Q21: Who is the Redeemer of God’s elect? 
A21: The only Redeemer of God’s elect is the Lord Jesus Christ, who, being the eternal Son of God, became man, and so was, and continueth to be, God and man in two distinct natures, and one person, forever. 

Westminster Shorter Catechism, Question 21

We meet on the square in Pottsville, right next to historic Potts’ Inn at 10:30 am for worship.  Get directions here or contact us for more info.  Or join us on Facebook Live @PottsvilleARP or YouTube

12/13/2020 | “The Plan” | Ephesians 1:3-10

In Christ, redeemed mankind can boast more blessings than Adam ever had.   That is a remarkable statement.   This is what God planned for us always.   Time and time again we are told in Scripture that God has purposed grace in Christ, “from before the foundation of the world.”   Even in its fallenness, and sin, and sorrow, this world with its promise of redemption, regeneration, and renewal in Christ is the “best of all possible worlds.”   Nothing has gone amiss with God’s plan and purpose.  There is no waste, not “gratuitous evil” in God’s economy.  The world is not “off the rails.”   God’s perfect and gracious plan is unfolding, just as He intended it.  And in this we have hope.   He is the God who does all He pleases, and all He promises.  Join us as we examine Ephesians 1:3-10 and Galatians 4:4-7 and consider God’s eternal, unbreakable, and effective plan to save us from the power of our own sin. 

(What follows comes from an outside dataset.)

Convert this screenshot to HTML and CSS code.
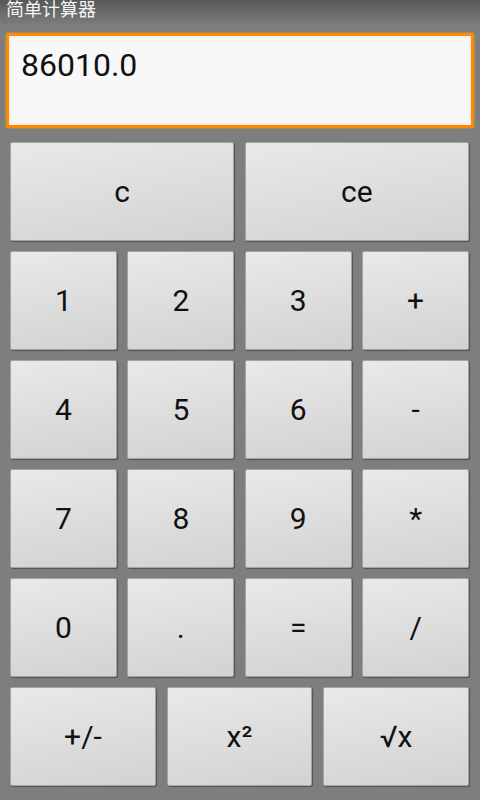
FILE: index.html
```html
<!DOCTYPE html>
<html lang="zh-CN">
<head>
  <meta charset="UTF-8">
  <title>简单计算器</title>
  <link rel="stylesheet" href="styles.css">
</head>
<body>
<div class="app">
  <!-- 标题栏 -->
  <div class="title">简单计算器</div>
  <!-- 显示区 -->
  <div class="screen">86010.0</div>
  <!-- 按键 -->
  <div class="keys">
    <div class="row">
      <button class="key">c</button>
      <button class="key">ce</button>
    </div>
    <div class="row">
      <button class="key">1</button>
      <button class="key">2</button>
      <button class="key">3</button>
      <button class="key">+</button>
    </div>
    <div class="row">
      <button class="key">4</button>
      <button class="key">5</button>
      <button class="key">6</button>
      <button class="key">-</button>
    </div>
    <div class="row">
      <button class="key">7</button>
      <button class="key">8</button>
      <button class="key">9</button>
      <button class="key">*</button>
    </div>
    <div class="row">
      <button class="key">0</button>
      <button class="key">.</button>
      <button class="key">=</button>
      <button class="key">/</button>
    </div>
    <div class="row">
      <button class="key">+/-</button>
      <button class="key">x²</button>
      <button class="key">√x</button>
    </div>
  </div>
</div>
</body>
</html>
```

FILE: styles.css
```css
* {
  padding: 0;
  margin: 0;
  box-sizing: border-box;
}

body {
  width: 480px;
  height: 800px;
  background: #7e7e7e;
  font-family: Roboto, "Noto Sans CJK SC", sans-serif;
  overflow: hidden;
}

.app {
  display: flex;
  flex-direction: column;
  height: 800px;
}

.title {
  height: 26px;
  padding-left: 6px;
  line-height: 20px;
  font-size: 18px;
  color: #f4f4f4;
  background: linear-gradient(#585858, #7e7e7e);
}

.screen {
  height: 95px;
  margin: 7px 6px 0 6px;
  padding: 13px 12px;
  background: #f8f8f8;
  border: 3px solid #ff8a00;
  border-radius: 3px;
  box-shadow: 0 0 2px #ffa030, inset 0 0 4px rgba(0, 0, 0, 0.08);
  font-size: 32px;
  line-height: 32px;
  color: #111;
}

.keys {
  display: flex;
  flex-direction: column;
  gap: 10px;
  margin: 14px 11px 0 10px;
}

.row {
  display: flex;
  gap: 10.6px;
  height: 99px;
}

.key {
  flex: 1;
  border: 1px solid #a4a4a4;
  border-radius: 2px;
  background: linear-gradient(170deg, #e9e9e9, #d2d2d2);
  box-shadow: 1px 1px 1px rgba(0, 0, 0, 0.35);
  font-family: Roboto, "Noto Sans CJK SC", sans-serif;
  font-size: 30px;
  color: #111;
  cursor: pointer;
}
```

“The Plan,” Ephesians 1:3-10

The Plan

Two things my father was almost never without were pipe tobacco and yellow legal pads.   He did nothing without an outline.   In large, block script he detailed his plans to do anything he intended.   Even after I moved out of the house, I would receive outlines of his travel itineraries in the mail.  He was not an impulsive man.  He carefully analyzed his intentions and all expected consequences.  Only after putting the plan on paper did he act.   And without a doubt, I am my father’s son.   I outline my approach to everything.  And attempt very little without a plan and analysis of contingencies.

In this, my earthly father strongly resembled my Heavenly Father.   God is not a trouble shooter.  He is not unaware of anything that comes to pass.  In fact, He “foreordains whatsoever comes to pass, according the counsel of His own will, for His own glory.”   He is the ultimate planner.   Man’s fall was not an unexpected turn.   God is never held captive or contingent to any of the free actions of his creatures.   He not only knew all that would happen, but he purposed it.

Everything that happens contrary to God’s prescribed will is by no means contrary to his decreed will.   He always intended to deal with the world according to grace.  And the means by which he bestows that grace is not through an unfallen mankind in Adam, but through a redeemed mankind in Christ.   Isaac Watt’s metrical paraphrase of Psalm 72 says it well.

Where He displays His healing power,

Death and the curse are known no more:

In Him the tribes of Adam boast

More blessings than their father lost.

In Christ, redeemed mankind can boast more blessings than Adam ever had.   That is a remarkable statement.   This is what God had always planned for us.   Time and time again Scripture shows us that God purposed grace in Christ, “from before the foundation of the world.”   Even in its fallenness, and sin, and sorrow, this world with its promise of redemption, regeneration, and renewal in Christ is the “best of all possible worlds.”  

Nothing has gone amiss in God’s plan and purpose.  There is no waste, no “gratuitous evil,” in God’s economy.  The world is not “off the rails.”   God’s perfect and gracious plan is unfolding, just as He intended.  And in this we have hope.   He is the God who does all He pleases, and all He promises.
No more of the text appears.